§ **INFORMATION SUPPLIED**
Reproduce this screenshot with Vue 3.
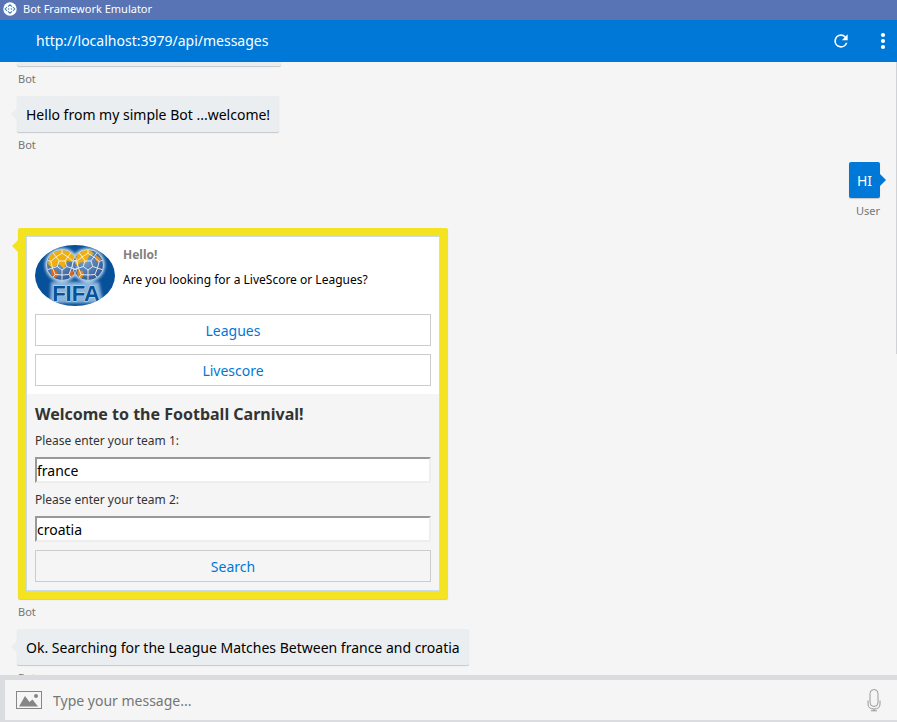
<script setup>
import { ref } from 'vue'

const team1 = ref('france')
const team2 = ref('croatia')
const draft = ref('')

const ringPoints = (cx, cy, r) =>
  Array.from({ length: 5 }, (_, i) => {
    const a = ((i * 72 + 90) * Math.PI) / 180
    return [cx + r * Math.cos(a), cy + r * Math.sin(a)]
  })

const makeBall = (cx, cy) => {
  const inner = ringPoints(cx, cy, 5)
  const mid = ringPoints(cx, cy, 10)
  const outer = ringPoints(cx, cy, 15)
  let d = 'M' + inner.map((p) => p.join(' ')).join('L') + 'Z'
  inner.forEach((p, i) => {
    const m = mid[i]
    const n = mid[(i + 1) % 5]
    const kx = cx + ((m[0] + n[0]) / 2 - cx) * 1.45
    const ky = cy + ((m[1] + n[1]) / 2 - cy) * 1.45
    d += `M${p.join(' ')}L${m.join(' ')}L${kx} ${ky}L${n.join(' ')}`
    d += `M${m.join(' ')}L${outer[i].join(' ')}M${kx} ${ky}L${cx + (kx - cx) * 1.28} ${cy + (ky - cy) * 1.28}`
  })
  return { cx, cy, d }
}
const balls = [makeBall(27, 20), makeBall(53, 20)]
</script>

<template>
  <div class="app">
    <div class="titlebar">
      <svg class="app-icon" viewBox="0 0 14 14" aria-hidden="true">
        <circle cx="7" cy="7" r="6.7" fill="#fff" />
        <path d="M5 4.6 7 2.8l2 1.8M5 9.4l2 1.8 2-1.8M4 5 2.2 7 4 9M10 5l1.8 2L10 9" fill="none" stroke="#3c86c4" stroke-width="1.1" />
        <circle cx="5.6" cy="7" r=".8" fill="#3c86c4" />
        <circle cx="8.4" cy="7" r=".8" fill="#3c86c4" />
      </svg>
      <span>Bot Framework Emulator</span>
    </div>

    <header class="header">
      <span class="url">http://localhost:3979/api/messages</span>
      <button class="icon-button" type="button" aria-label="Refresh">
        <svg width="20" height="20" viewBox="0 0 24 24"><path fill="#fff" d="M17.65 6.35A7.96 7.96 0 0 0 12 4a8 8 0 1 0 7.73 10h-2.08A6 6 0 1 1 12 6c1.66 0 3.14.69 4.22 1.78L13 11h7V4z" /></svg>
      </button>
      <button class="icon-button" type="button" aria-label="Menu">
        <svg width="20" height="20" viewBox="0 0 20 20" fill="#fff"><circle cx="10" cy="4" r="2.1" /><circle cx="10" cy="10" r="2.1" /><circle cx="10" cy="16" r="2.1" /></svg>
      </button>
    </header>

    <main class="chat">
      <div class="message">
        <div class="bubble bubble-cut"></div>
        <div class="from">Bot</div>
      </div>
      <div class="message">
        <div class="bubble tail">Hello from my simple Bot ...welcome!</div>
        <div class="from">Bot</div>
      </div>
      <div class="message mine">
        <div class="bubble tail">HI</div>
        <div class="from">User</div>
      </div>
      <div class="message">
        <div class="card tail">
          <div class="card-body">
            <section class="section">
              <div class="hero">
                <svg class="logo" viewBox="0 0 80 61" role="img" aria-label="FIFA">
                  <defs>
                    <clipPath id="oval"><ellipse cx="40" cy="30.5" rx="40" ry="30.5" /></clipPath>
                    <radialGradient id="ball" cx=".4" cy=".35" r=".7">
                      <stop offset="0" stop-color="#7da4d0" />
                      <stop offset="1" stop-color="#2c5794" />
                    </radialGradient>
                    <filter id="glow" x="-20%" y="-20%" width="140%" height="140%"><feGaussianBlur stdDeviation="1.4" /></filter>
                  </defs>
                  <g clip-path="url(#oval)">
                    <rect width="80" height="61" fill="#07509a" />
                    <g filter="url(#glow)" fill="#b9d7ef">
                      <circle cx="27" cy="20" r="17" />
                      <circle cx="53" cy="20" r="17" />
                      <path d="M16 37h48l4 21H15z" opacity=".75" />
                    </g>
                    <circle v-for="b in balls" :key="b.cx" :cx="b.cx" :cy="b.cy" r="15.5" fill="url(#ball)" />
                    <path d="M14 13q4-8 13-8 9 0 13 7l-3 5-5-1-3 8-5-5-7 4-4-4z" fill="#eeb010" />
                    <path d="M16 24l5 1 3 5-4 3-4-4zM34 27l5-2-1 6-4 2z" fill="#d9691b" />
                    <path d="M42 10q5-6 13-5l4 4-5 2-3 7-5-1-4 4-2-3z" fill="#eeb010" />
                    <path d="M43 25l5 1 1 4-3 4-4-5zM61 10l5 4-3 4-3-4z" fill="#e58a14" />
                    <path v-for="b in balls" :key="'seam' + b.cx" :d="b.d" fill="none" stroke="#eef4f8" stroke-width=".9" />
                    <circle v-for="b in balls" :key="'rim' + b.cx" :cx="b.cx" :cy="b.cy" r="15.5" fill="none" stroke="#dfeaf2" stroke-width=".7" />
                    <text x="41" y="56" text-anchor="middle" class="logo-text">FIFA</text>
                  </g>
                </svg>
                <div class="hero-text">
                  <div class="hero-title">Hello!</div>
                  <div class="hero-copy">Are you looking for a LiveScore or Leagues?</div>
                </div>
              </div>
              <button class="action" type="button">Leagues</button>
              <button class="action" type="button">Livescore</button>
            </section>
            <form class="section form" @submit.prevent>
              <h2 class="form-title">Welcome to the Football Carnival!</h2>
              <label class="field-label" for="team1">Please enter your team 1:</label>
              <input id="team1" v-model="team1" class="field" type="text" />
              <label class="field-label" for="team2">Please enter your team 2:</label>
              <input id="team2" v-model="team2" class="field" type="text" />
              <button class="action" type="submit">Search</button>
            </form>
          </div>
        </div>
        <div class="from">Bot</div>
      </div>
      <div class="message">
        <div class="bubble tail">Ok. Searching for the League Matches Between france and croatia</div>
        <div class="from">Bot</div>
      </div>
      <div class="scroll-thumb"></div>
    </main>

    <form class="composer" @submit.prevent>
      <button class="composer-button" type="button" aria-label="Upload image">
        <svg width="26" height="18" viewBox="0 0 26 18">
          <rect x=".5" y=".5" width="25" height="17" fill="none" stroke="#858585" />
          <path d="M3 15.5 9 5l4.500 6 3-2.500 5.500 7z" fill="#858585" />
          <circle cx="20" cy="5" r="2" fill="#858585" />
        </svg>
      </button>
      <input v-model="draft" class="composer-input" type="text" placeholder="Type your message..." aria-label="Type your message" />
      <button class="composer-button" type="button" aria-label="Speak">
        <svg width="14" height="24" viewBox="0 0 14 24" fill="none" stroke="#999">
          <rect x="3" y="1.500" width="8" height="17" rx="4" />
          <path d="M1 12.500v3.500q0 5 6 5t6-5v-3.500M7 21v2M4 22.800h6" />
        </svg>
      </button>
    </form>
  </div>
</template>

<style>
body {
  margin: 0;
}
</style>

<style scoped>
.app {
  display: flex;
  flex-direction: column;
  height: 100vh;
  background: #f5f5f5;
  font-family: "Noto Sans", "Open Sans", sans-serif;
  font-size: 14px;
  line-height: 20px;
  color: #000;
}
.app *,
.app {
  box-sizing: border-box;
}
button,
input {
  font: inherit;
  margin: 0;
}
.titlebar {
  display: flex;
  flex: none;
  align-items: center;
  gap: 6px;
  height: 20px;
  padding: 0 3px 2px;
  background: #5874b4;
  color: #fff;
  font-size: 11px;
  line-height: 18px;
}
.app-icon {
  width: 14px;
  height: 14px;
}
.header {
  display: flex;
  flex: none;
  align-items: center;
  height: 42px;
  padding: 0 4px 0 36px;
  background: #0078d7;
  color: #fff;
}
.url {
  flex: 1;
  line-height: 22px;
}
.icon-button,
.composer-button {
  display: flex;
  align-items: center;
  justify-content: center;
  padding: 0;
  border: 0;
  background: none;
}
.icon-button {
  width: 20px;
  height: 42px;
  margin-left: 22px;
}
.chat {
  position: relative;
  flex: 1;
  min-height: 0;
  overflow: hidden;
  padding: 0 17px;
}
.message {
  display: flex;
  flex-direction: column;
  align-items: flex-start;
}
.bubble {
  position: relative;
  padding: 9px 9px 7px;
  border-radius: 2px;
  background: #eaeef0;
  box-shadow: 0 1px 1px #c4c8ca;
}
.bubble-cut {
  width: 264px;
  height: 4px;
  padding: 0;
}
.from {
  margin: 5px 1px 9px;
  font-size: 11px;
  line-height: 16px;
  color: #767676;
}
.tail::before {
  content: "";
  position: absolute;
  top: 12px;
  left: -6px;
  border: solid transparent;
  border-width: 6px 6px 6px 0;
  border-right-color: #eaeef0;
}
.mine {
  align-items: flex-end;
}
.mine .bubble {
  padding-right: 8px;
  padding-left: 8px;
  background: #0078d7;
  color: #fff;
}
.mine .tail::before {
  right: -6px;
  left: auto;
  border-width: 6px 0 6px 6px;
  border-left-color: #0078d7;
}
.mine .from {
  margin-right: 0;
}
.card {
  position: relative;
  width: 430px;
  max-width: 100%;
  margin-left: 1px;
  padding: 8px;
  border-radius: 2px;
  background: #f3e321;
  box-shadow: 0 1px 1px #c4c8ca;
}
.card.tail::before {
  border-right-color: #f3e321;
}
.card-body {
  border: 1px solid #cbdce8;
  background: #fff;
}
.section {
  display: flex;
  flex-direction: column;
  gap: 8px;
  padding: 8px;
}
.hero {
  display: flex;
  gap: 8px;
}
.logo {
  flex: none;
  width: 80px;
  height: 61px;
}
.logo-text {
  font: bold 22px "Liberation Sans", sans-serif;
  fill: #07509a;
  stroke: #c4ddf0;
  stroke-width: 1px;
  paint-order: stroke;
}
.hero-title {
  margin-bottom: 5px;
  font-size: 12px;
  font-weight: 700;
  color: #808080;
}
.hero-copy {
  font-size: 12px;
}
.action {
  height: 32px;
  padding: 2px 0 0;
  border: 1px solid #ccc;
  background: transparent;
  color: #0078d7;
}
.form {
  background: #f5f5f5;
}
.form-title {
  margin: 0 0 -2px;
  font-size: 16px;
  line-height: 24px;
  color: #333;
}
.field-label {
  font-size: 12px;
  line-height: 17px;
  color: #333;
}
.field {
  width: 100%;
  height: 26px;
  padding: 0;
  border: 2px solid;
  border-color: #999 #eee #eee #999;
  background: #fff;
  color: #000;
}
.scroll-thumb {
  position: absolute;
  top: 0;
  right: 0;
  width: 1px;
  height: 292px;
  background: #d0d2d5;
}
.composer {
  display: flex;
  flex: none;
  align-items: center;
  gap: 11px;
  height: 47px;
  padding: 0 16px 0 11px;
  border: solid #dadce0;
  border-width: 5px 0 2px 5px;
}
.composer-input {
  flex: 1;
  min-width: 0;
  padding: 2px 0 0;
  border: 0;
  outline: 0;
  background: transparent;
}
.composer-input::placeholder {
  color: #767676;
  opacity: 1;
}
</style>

§ **WHAT THE TASK ASKS**
Extract, word for word, each line from the top of the data down to and including the line with "const draft = ref('')"; skip the pictures.

§ **PROBLEM SOLUTION**
Reproduce this screenshot with Vue 3.
<script setup>
import { ref } from 'vue'

const team1 = ref('france')
const team2 = ref('croatia')
const draft = ref('')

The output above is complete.